● **Rows**:

'''

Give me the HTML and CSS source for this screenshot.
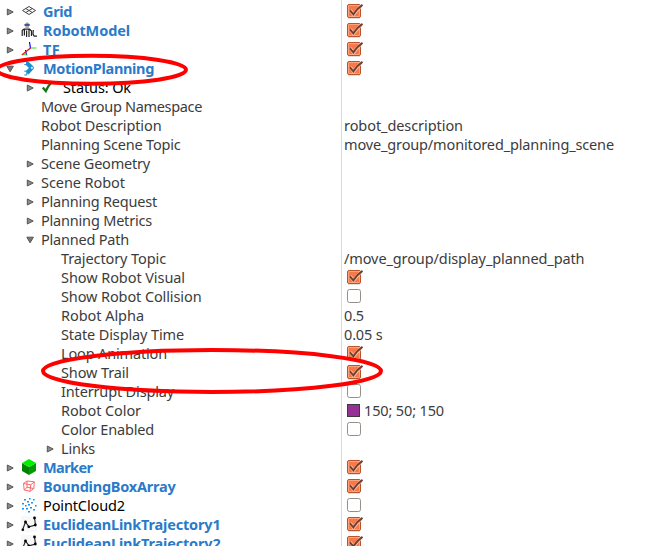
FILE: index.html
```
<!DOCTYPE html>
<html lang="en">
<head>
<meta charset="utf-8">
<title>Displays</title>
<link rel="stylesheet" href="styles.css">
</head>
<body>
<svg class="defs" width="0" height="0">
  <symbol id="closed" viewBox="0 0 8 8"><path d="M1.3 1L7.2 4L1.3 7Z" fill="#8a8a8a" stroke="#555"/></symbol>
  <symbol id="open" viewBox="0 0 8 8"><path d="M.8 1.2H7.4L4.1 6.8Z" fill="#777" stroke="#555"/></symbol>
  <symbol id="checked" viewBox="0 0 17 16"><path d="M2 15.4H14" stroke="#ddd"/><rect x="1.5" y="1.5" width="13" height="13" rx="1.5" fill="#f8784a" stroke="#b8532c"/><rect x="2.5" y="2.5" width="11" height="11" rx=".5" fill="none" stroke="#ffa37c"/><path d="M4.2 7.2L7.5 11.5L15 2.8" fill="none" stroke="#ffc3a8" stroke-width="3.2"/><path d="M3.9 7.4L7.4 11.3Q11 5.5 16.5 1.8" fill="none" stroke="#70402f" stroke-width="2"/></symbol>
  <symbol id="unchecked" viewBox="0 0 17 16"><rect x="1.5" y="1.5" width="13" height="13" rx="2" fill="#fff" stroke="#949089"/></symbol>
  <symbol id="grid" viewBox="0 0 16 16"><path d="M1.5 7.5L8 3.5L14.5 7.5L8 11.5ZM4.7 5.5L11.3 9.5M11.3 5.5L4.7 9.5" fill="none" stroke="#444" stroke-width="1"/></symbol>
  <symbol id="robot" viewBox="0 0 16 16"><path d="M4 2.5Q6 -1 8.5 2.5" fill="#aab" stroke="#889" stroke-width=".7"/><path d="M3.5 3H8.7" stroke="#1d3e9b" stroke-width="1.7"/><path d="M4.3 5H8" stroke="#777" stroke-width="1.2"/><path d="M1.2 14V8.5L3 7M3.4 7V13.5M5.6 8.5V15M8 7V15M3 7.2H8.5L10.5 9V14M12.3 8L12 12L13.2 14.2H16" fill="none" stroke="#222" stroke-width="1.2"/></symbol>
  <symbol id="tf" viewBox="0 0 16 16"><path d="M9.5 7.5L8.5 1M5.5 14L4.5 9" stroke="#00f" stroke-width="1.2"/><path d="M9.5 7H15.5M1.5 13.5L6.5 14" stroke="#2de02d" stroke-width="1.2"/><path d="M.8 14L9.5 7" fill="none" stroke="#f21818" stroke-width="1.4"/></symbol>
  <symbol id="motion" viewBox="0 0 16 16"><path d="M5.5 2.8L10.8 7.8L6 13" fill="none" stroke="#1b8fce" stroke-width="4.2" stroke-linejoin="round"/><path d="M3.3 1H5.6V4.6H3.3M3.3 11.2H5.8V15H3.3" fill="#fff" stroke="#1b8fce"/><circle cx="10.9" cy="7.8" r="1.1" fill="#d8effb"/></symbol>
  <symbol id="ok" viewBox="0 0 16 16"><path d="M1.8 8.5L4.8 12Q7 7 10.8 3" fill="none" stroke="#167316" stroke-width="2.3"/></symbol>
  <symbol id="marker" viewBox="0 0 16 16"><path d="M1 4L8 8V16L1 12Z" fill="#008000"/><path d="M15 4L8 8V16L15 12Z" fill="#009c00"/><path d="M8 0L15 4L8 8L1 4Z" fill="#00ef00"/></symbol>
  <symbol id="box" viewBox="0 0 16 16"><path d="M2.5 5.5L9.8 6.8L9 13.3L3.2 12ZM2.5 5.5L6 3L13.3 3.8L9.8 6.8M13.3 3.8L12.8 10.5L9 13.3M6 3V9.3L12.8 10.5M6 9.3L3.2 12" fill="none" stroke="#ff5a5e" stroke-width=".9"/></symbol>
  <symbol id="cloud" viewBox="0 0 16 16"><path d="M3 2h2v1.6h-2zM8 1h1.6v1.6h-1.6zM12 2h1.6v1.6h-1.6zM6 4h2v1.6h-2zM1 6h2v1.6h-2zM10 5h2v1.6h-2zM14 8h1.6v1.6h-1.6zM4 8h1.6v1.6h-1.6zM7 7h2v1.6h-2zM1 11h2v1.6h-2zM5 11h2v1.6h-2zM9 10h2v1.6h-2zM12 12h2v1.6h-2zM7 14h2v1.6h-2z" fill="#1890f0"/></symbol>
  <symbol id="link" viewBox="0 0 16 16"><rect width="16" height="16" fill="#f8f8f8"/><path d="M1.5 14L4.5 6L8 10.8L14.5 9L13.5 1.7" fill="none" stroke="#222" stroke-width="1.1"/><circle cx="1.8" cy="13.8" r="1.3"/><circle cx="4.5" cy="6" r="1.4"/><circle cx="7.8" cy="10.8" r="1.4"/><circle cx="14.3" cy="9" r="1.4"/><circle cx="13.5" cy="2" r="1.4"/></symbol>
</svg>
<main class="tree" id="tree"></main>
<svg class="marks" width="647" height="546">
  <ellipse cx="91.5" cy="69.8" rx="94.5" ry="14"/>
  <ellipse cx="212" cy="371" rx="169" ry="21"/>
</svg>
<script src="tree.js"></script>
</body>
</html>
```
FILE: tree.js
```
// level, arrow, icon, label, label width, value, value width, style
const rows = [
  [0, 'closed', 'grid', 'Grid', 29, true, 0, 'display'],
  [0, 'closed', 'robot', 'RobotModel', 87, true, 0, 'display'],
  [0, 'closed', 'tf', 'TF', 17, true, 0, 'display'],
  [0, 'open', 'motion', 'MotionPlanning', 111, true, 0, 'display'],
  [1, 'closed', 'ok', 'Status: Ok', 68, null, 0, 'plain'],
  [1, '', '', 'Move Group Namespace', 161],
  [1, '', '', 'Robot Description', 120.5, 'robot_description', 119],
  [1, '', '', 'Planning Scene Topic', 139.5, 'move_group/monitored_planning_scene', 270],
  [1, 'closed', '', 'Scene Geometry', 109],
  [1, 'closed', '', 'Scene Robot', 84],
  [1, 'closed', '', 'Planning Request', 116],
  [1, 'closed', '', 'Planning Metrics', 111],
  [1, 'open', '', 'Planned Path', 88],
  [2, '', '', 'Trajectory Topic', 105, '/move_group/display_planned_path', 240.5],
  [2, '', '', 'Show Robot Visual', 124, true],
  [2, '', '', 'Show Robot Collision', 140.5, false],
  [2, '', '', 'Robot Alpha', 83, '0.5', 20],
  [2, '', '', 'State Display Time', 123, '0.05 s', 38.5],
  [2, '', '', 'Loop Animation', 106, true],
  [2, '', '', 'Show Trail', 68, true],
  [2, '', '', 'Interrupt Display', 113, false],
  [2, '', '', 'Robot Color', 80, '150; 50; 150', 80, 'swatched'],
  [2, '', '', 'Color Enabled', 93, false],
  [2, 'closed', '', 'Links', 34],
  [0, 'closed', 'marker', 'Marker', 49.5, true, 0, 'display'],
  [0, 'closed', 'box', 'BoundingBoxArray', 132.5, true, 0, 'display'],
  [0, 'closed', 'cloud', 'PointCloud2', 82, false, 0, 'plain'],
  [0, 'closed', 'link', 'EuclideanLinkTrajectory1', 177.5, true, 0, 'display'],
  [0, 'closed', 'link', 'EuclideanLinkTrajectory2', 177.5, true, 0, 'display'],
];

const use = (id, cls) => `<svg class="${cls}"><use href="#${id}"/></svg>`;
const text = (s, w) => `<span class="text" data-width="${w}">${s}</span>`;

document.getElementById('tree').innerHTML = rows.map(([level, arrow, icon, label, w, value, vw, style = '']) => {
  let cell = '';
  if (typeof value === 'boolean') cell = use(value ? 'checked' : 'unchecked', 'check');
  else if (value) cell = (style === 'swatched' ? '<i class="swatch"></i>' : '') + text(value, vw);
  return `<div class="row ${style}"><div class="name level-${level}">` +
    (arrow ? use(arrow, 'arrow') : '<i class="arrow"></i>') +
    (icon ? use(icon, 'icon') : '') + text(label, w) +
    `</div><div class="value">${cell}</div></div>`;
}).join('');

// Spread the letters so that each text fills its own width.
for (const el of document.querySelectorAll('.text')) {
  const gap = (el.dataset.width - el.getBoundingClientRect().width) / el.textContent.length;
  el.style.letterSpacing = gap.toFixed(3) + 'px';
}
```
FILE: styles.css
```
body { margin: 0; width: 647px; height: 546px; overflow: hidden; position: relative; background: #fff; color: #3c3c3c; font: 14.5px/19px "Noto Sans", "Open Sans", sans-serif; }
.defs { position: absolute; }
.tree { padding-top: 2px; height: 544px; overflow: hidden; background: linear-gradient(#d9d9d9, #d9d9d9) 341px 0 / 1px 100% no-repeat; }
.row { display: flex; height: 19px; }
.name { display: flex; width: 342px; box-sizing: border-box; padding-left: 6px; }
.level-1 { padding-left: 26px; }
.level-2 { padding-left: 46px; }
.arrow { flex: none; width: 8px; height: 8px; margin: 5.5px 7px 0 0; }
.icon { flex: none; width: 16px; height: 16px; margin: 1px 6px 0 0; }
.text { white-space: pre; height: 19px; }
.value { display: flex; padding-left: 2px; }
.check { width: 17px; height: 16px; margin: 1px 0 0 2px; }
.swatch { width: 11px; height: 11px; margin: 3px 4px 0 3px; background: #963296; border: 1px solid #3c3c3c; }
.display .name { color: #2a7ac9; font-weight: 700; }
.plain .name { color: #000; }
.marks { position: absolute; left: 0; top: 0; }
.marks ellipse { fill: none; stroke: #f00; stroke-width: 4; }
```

'''
'''

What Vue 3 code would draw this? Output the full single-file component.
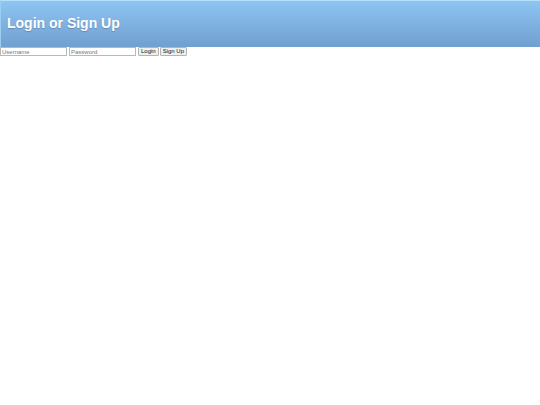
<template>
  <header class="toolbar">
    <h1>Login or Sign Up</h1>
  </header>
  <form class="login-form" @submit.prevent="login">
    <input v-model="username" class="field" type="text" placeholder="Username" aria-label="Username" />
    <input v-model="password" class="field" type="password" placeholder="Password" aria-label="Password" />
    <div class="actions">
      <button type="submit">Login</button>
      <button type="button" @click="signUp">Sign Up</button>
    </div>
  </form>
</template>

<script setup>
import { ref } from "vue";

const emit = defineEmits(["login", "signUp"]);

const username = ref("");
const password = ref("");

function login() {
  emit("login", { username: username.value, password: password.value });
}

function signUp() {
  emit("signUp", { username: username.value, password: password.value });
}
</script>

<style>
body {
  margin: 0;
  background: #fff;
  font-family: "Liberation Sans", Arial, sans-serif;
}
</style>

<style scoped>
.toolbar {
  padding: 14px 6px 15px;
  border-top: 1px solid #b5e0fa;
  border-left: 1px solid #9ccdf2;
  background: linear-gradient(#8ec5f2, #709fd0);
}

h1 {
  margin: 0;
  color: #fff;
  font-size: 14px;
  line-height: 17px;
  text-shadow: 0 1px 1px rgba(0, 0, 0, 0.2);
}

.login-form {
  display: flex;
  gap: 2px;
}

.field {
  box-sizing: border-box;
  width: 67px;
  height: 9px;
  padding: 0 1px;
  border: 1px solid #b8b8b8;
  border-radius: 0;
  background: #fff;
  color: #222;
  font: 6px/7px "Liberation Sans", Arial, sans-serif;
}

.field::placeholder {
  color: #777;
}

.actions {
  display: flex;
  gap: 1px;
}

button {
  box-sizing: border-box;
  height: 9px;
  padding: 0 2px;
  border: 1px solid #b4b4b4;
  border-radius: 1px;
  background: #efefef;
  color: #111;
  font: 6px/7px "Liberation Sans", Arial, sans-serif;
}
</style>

'''
'''

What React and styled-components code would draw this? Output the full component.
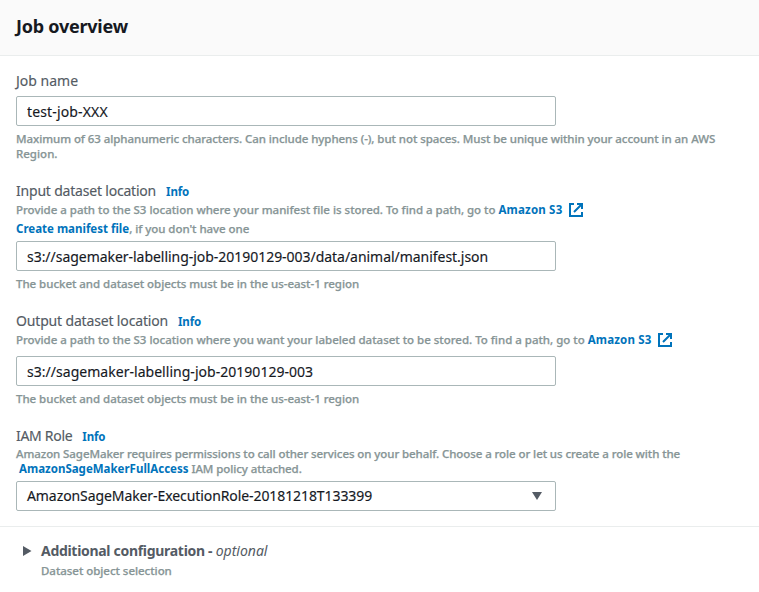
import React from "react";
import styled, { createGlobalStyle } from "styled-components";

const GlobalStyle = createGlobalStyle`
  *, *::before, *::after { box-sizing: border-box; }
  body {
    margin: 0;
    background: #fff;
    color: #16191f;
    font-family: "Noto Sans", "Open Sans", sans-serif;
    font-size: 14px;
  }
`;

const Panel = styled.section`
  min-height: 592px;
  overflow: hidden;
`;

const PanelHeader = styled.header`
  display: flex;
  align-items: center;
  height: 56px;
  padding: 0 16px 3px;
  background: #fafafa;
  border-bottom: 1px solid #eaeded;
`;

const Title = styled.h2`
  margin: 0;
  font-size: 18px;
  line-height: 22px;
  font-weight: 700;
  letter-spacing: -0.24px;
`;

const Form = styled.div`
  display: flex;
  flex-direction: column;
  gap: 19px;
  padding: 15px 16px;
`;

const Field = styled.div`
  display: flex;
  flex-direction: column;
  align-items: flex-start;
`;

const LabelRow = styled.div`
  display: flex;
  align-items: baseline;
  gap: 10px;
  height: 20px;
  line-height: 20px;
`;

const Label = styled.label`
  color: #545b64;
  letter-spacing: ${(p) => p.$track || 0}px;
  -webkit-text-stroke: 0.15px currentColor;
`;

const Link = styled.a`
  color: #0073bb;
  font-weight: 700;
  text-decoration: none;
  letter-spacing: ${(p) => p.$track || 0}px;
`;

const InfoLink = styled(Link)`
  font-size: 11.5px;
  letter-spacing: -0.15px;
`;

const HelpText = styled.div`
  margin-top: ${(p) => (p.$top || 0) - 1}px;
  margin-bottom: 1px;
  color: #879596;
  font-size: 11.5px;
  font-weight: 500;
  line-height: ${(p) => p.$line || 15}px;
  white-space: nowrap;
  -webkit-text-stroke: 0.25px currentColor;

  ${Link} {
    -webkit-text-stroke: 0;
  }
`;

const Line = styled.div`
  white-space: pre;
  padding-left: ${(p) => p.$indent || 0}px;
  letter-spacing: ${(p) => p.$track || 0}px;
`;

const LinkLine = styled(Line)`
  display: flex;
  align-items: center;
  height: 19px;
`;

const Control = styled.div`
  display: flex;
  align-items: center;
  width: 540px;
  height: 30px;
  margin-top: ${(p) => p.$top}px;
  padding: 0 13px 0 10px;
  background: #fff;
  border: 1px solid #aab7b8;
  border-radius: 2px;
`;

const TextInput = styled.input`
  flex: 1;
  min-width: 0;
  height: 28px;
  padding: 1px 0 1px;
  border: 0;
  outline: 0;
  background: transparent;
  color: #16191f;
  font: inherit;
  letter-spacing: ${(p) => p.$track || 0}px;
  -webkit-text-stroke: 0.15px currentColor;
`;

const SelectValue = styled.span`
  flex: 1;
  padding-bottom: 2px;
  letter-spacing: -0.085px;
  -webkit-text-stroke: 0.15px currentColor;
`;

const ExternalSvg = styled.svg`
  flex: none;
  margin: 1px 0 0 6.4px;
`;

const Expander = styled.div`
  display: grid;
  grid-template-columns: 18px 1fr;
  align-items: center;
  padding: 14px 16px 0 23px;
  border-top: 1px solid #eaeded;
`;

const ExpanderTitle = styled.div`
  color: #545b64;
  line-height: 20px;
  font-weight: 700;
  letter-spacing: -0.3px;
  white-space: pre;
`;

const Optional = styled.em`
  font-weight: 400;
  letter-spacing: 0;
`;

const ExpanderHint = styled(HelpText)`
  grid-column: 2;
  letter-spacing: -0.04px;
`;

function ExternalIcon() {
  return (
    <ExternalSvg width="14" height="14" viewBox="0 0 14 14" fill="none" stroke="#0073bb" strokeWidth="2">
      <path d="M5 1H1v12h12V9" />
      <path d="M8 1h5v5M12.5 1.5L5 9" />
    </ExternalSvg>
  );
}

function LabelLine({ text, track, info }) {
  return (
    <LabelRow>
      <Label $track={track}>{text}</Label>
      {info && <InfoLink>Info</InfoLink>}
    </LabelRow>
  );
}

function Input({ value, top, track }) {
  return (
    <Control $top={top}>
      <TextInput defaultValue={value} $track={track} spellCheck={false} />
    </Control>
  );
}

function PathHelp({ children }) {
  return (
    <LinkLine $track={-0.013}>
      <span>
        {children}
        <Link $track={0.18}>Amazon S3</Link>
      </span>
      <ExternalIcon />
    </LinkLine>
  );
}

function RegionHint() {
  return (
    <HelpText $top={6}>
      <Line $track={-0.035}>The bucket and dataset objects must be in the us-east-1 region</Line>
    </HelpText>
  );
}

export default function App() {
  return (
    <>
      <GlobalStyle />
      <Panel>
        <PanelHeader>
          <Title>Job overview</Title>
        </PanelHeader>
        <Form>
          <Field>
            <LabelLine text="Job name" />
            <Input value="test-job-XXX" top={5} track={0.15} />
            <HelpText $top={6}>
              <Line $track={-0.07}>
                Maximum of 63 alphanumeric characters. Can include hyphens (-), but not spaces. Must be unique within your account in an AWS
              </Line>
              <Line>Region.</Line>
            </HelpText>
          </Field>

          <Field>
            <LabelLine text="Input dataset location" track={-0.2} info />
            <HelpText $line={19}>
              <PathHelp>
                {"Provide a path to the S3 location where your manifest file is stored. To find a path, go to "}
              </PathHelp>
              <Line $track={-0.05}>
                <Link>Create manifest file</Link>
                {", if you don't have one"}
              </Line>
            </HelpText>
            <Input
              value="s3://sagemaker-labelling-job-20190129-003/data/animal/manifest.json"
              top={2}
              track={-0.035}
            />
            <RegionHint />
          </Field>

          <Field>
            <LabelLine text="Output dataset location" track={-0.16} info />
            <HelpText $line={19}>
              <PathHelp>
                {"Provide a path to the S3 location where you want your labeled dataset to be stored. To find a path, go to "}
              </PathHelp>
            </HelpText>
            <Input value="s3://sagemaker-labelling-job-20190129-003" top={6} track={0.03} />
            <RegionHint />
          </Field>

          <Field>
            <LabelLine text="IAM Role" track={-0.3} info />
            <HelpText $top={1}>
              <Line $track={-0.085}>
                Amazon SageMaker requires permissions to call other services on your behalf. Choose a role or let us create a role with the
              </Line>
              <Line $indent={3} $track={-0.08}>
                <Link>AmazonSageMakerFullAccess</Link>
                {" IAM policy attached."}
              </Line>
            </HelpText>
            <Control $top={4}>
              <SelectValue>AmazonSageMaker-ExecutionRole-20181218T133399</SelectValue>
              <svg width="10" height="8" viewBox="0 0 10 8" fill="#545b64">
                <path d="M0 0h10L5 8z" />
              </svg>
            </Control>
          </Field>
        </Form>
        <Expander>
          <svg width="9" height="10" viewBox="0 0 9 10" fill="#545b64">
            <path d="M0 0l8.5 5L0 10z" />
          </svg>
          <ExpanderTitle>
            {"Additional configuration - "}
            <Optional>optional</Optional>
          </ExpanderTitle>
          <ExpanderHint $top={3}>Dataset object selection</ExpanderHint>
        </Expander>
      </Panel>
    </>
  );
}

'''

● **Exercise**:
Copy out each line of the records that holds the string "Output".

● **Completed task**:
What Vue 3 code would draw this? Output the full single-file component.
What React and styled-components code would draw this? Output the full component.
            <LabelLine text="Output dataset location" track={-0.16} info />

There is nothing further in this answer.